As a voracious reader of both fiction and non-fiction, I found this profoundly disturbing:
In exceptional cases, we find that a lone tale of egregious political correctness opens a window onto the pervasive, often carefully hidden, bias festering in today's academy. Last October, in an Op-Ed for the Wall Street Journal, I exposed what seemed but a single case of political correctness at Harvard University — the rejection by Harvard University Press of Linda Waite and Maggie Gallagher's superb new book, The Case for Marriage. Four months later, it now looks like dislodging one great obscuring rock at Harvard Press allowed the sun to shine in on all manner of squirming, scampering mischief-makers.
When Harvard University Press, under highly unusual circumstances, rejected The Case for Marriage, it claimed that the book wasn't up to scholarly snuff. But the real sin of Waite and Gallagher was to debunk feminist orthodoxy by showing that marriage is not just another lifestyle choice, but the best available family arrangement.

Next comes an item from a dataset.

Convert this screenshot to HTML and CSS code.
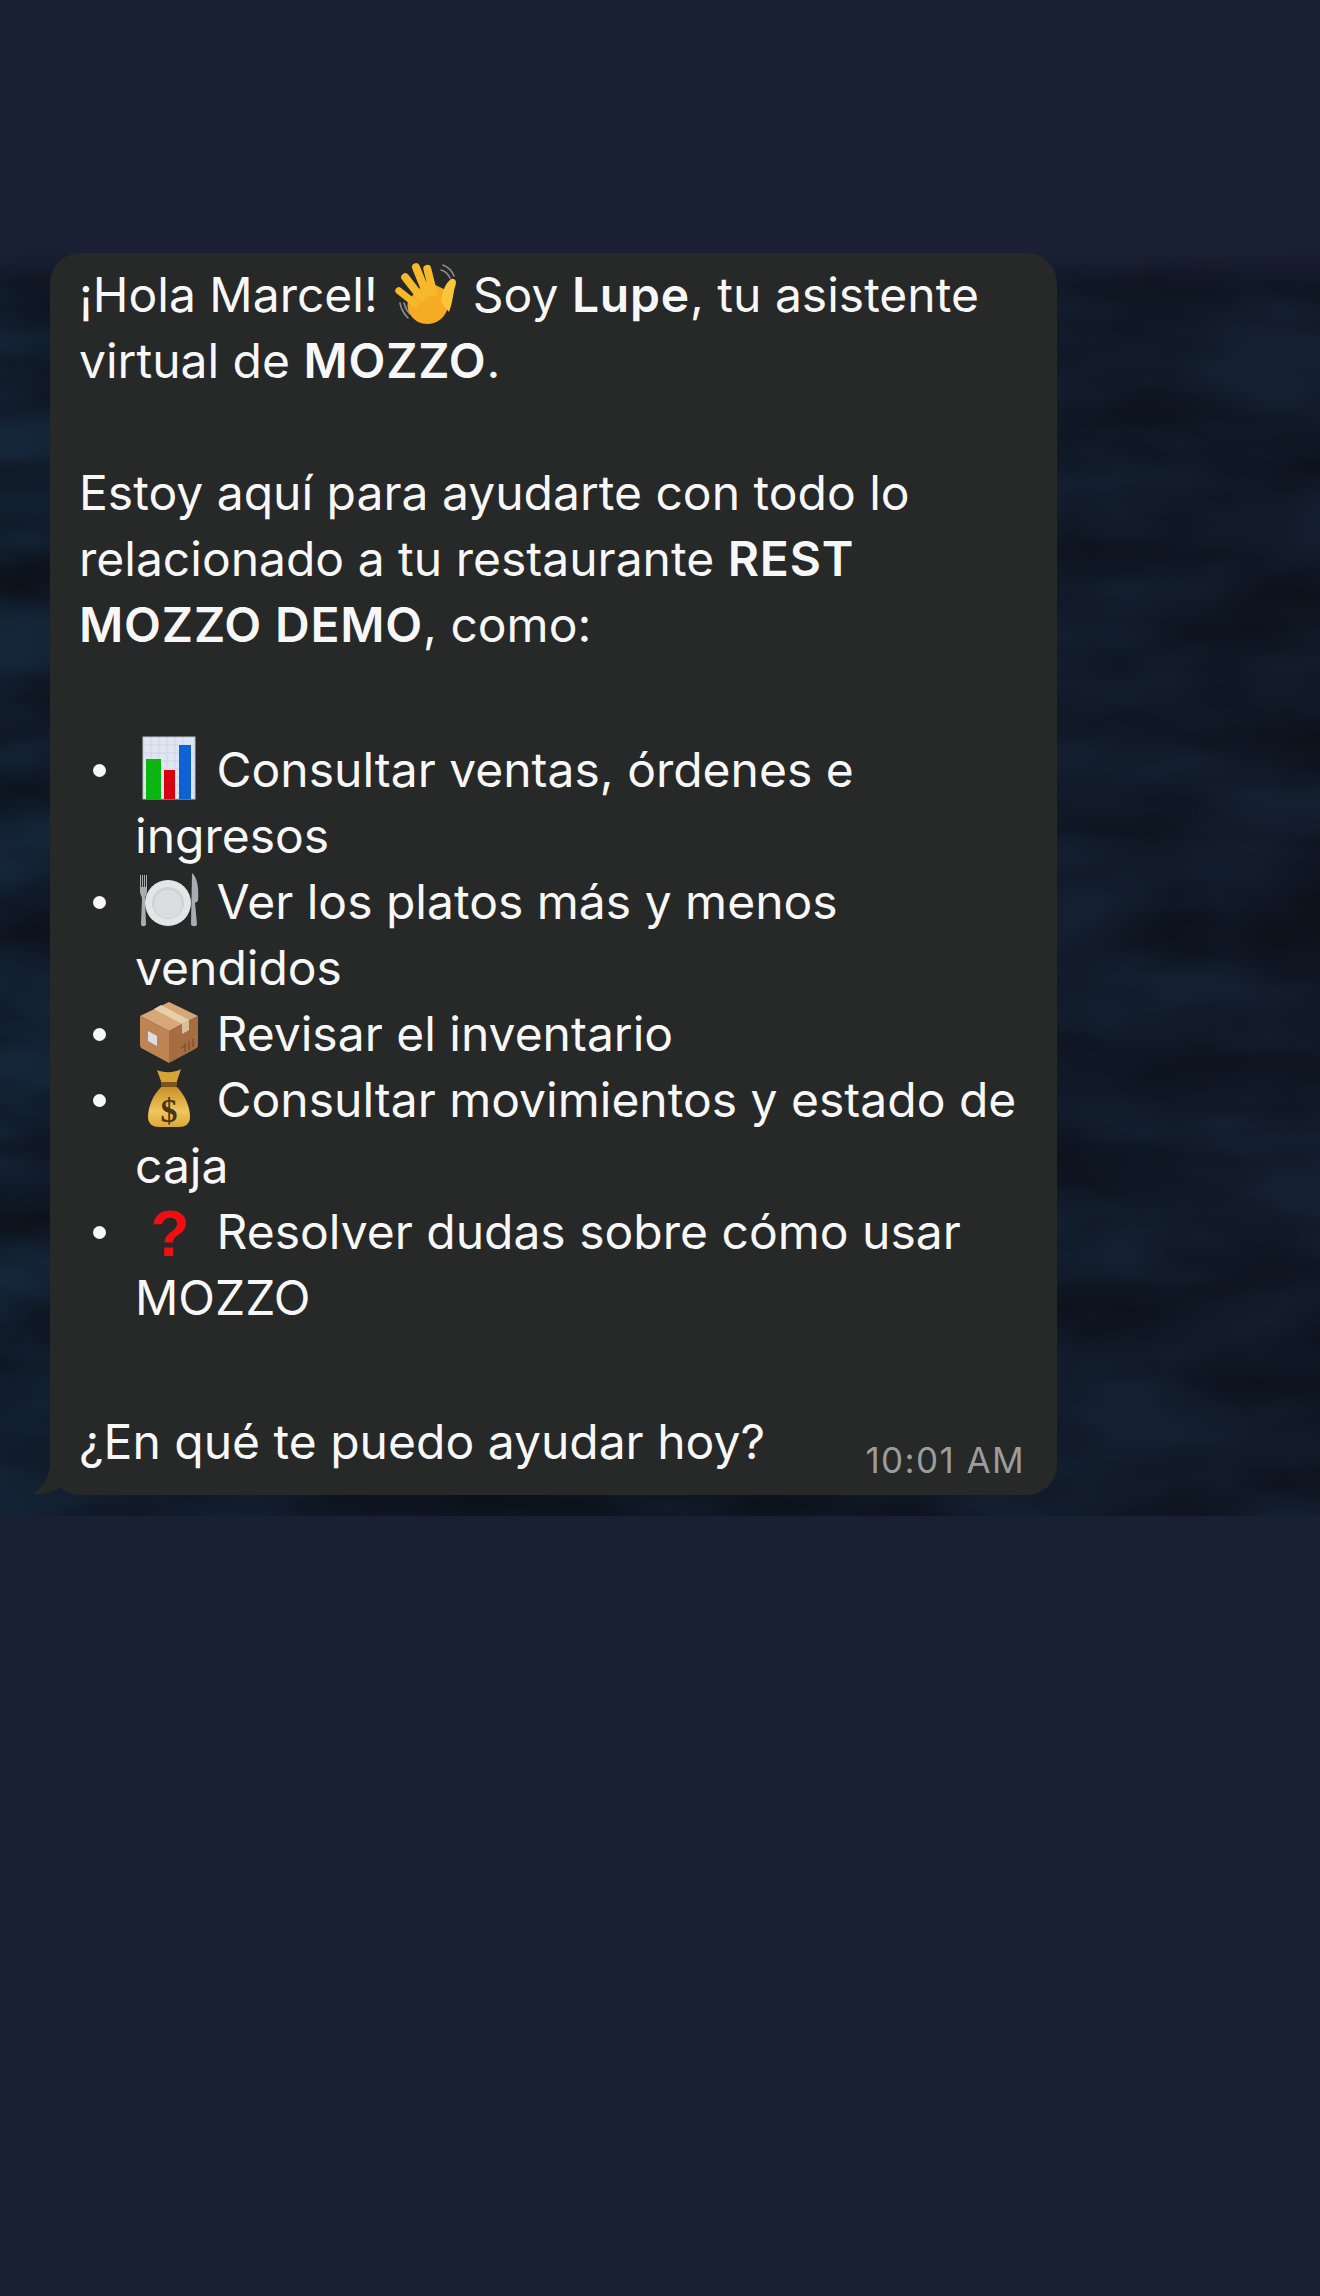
FILE: index.html
```html
<!DOCTYPE html>
<html lang="es">
<head>
    <meta charset="UTF-8">
    <meta name="viewport" content="width=device-width, initial-scale=1.0">
    <title>Mensaje de Lupe</title>
    <link rel="stylesheet" href="styles.css">
</head>
<body>
    <div class="top-band"></div>

    <div class="chat">
        <!-- wallpaper sits behind the message -->
        <svg class="wallpaper" width="1320" height="1266" aria-hidden="true">
            <defs>
                <linearGradient id="wallBase" x1="0" y1="0" x2="1" y2="0">
                    <stop offset="0" stop-color="#15273b"/>
                    <stop offset="0.12" stop-color="#121f31"/>
                    <stop offset="1" stop-color="#141f30"/>
                </linearGradient>
                <linearGradient id="wallFade" x1="0" y1="0" x2="0" y2="1">
                    <stop offset="0" stop-color="#1a2034"/>
                    <stop offset="1" stop-color="#1a2034" stop-opacity="0"/>
                </linearGradient>
                <filter id="waves" x="0" y="0" width="100%" height="100%" color-interpolation-filters="sRGB">
                    <feTurbulence type="fractalNoise" baseFrequency="0.005 0.014" numOctaves="3" seed="11"/>
                    <feColorMatrix type="matrix" values="0 0 0 0 0.045  0 0 0 0 0.065  0 0 0 0 0.1  1.7 0 0 0 -0.45"/>
                </filter>
            </defs>
            <rect width="1320" height="1266" fill="url(#wallBase)"/>
            <rect width="1320" height="1266" filter="url(#waves)"/>
            <rect width="1320" height="40" fill="url(#wallFade)"/>
        </svg>

        <div class="bubble">
            <svg class="tail" width="32" height="34" viewBox="0 0 32 34" aria-hidden="true">
                <path d="M18 0 C18 14 11 26 0 32 C10 33 20 31 28 25 L32 0 Z" fill="#272828"/>
            </svg>

            <p class="para para-first">¡Hola Marcel! <svg class="emoji" viewBox="0 0 68 66" aria-hidden="true">
                    <g fill="none" stroke="#8d8d8d" stroke-width="1.6" stroke-linecap="round">
                        <path d="M9 41 C10 47 13 52 17 56"/>
                        <path d="M13 41 C14 45 16 49 19 52"/>
                        <path d="M52 3 C57 5 61 9 63 14"/>
                        <path d="M50 8 C54 9 57 12 59 16"/>
                    </g>
                    <g fill="#f7b92b">
                        <path d="M27 60 C18 55 14 44 18 37 L36 19 L59 30 C58 40 58 50 50 57 C43 63 34 63 27 60 Z" fill="#f5ac22"/>
                        <rect x="26" y="1" width="8" height="36" rx="4" transform="rotate(-22 28 18)"/>
                        <rect x="18" y="10" width="8" height="34" rx="4" transform="rotate(-38 20 26)"/>
                        <rect x="35" y="3" width="8" height="32" rx="4" transform="rotate(-14 37 18)"/>
                        <rect x="12" y="22" width="7" height="28" rx="3.5" transform="rotate(-52 15 35)"/>
                        <path d="M50 40 C51 30 54 22 60 17 C65 16 66 20 64 25 C62 31 62 40 58 50 Z" fill="#fbc53a"/>
                    </g>
                </svg> Soy <strong>Lupe</strong>, tu asistente<br>virtual de <strong>MOZZO</strong>.</p>

            <p class="para">Estoy aquí para ayudarte con todo lo relacionado a tu restaurante <strong>REST MOZZO DEMO</strong>, como:</p>

            <ul class="options">
                <li><svg class="emoji" viewBox="0 0 68 66" aria-hidden="true">
                        <rect x="8" y="0" width="52" height="62" fill="#dfe6f1" stroke="#b9c2cf"/>
                        <g stroke="#c3cddd" stroke-width="0.6">
                            <path d="M8 8H60M8 16H60M8 24H60M8 32H60M8 40H60M8 48H60M8 56H60"/>
                            <path d="M16 0V62M24 0V62M32 0V62M40 0V62M48 0V62"/>
                        </g>
                        <rect x="11" y="22" width="15" height="40" fill="#0bb512"/>
                        <rect x="29" y="33" width="11" height="29" fill="#d8010f"/>
                        <rect x="44" y="8" width="12" height="54" fill="#0f62d6"/>
                    </svg> Consultar ventas, órdenes e ingresos</li>
                <li><svg class="emoji" viewBox="0 0 68 66" aria-hidden="true">
                        <g fill="#a9adb2">
                            <path d="M5 22 V6 h1 V18 h1 V6 h1 V18 h1 V6 h1 V18 h1 V6 h1 V22 C12 26 10 27 10 30 L11 55 C11 58 6 58 6 55 L7 30 C7 27 5 26 5 22 Z"/>
                            <path d="M57 4 C62 8 64 18 63 32 L60 34 L62 55 C62 58 56 58 56 55 Z"/>
                        </g>
                        <circle cx="33" cy="34" r="23" fill="#e4e5e6"/>
                        <circle cx="33" cy="34" r="16" fill="#cfd1d3"/>
                        <circle cx="33" cy="35" r="14" fill="#dcdddf"/>
                    </svg> Ver los platos más y menos vendidos</li>
                <li><svg class="emoji" viewBox="0 0 68 66" aria-hidden="true">
                        <path d="M34 1 L63 15 L34 30 L5 15 Z" fill="#d6a878"/>
                        <path d="M5 15 L34 30 V62 L8 48 C6 47 5 46 5 44 Z" fill="#bf8454"/>
                        <path d="M63 15 L34 30 V62 L60 48 C62 47 63 46 63 44 Z" fill="#a66d42"/>
                        <path d="M19 8 L26 4 L54 19 L47 23 Z" fill="#e6cfa9"/>
                        <path d="M47 23 L54 19 V29 L47 33 Z" fill="#d9c09a"/>
                        <path d="M13 30 L22 35 V45 L13 40 Z" fill="#dcdfe3"/>
                        <path d="M46 47 l5 -3 M50 42 v9 M54 40 v9 M58 38 v8" stroke="#845430" stroke-width="1.6" fill="none"/>
                    </svg> Revisar el inventario</li>
                <li><svg class="emoji" viewBox="0 0 68 66" aria-hidden="true">
                        <defs>
                            <linearGradient id="bagFill" x1="0" y1="0" x2="0" y2="1">
                                <stop offset="0" stop-color="#c98f28"/>
                                <stop offset="0.6" stop-color="#f0c65c"/>
                                <stop offset="1" stop-color="#dca83a"/>
                            </linearGradient>
                        </defs>
                        <path d="M22 3 C28 6 40 6 46 2 L41 17 H27 Z" fill="#d9a437"/>
                        <rect x="26" y="15" width="16" height="5" rx="2" fill="#7c5518"/>
                        <path d="M26 20 H42 C50 28 55 40 55 50 C55 57 50 60 44 60 H24 C18 60 13 57 13 50 C13 40 18 28 26 20 Z" fill="url(#bagFill)"/>
                        <text class="bag-sign" x="34" y="55">$</text>
                    </svg> Consultar movimientos y estado de caja</li>
                <li><svg class="emoji" viewBox="0 0 68 66" aria-hidden="true">
                        <text class="red-mark" x="35" y="57">?</text>
                    </svg> Resolver dudas sobre cómo usar MOZZO</li>
            </ul>

            <div class="last-row">
                <span>¿En qué te puedo ayudar hoy?</span>
                <time class="time">10:01 AM</time>
            </div>
        </div>
    </div>
</body>
</html>
```

FILE: styles.css
```css
/* Page */
body {
    margin: 0;
    height: 2296px;
    background-color: #1a2034;
    color: #f7f7f7;
    font-family: 'Inter', 'Noto Sans', sans-serif;
    font-size: 48px;
    line-height: 66px;
    overflow: hidden;
}

.top-band {
    height: 250px;
}

/* Chat area */
.chat {
    position: relative;
    height: 1266px;
    padding-top: 3px;
    box-sizing: border-box;
}

.wallpaper {
    position: absolute;
    top: 0;
    left: 0;
}

/* Message bubble */
.bubble {
    position: relative;
    box-sizing: border-box;
    width: 1007px;
    height: 1242px;
    margin-left: 50px;
    padding: 9px 30px 0 29px;
    background-color: #272828;
    border-radius: 30px;
}

.tail {
    position: absolute;
    left: -18px;
    bottom: -1px;
}

.para {
    margin: 0;
}

.para-first {
    margin-bottom: 66px;
}

.para strong {
    font-weight: 600;
    letter-spacing: 0.8px;
}

/* List */
.options {
    margin: 79px 0 78px;
    padding: 0 0 0 56px;
    list-style: none;
}

.options li {
    position: relative;
}

.options li::before {
    content: "";
    position: absolute;
    left: -42px;
    top: 27px;
    width: 13px;
    height: 13px;
    border-radius: 50%;
    background-color: #f7f7f7;
}

.emoji {
    width: 68px;
    height: 66px;
    vertical-align: top;
    overflow: visible;
}

.bag-sign {
    font-family: 'Liberation Serif', serif;
    font-size: 34px;
    font-weight: 700;
    fill: #4a3413;
    text-anchor: middle;
}

.red-mark {
    font-family: 'Liberation Sans', sans-serif;
    font-size: 64px;
    font-weight: 700;
    fill: #ee0f14;
    text-anchor: middle;
}

/* Last line with the time */
.last-row {
    display: flex;
    justify-content: space-between;
}

.time {
    padding: 27px 2px 0 0;
    color: #9c9c9c;
    font-size: 35px;
    letter-spacing: 1.4px;
    line-height: 48px;
}
```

Let me make it very clear that I am not interested one way or another in the particular subject of Kurtz' piece. The so-called "plight" of gays in this society who want to get "married" leaves me unmoved. And that pretty much goes for the rabid anti-gay types, too. In my opinion, the former are just another group of professional victims, and the latter are just another group of legislative thugs.
But the idea of one group or another controlling a university press is appalling. Academia should be the bastion of intellectual inquiry on all sides of a question, whatever that question may be, and no matter how controversial to the Left or the Right. The issue should not be the political correctness of the topic, but the scientific rigor of the discussion. Not the political persuasion of the author, but the intellectual quality of his or her thought.
Kurtz presents a catalog of the thought control exerted by the Harvard University Press editors, who, along with a majority of the Harvard University faculty, have turned what was once a great institution into an intellectual den of second-rate hacks. These guys and gals wouldn't get the point of "free intellectual inquiry" even if it were a baseball bat whacking them on the side of the head. Too bad it isn't.
Read Kurtz' entire dismaying piece. Think about the hundreds (if not thousands) of Ward Churchills on campuses across the US; puzzle over the unbelievable anti-free speech attacks on Larry Summers; consider the current goings-on at Columbia; the campus attacks on military recruiters; the attitudes expressed by academics here; or visit the FIRE website--and you will begin to get an idea of the festering bias that is rotting the intellectual institutions of our country.
Remember, these are the institutions that are supposedly teaching our children to think.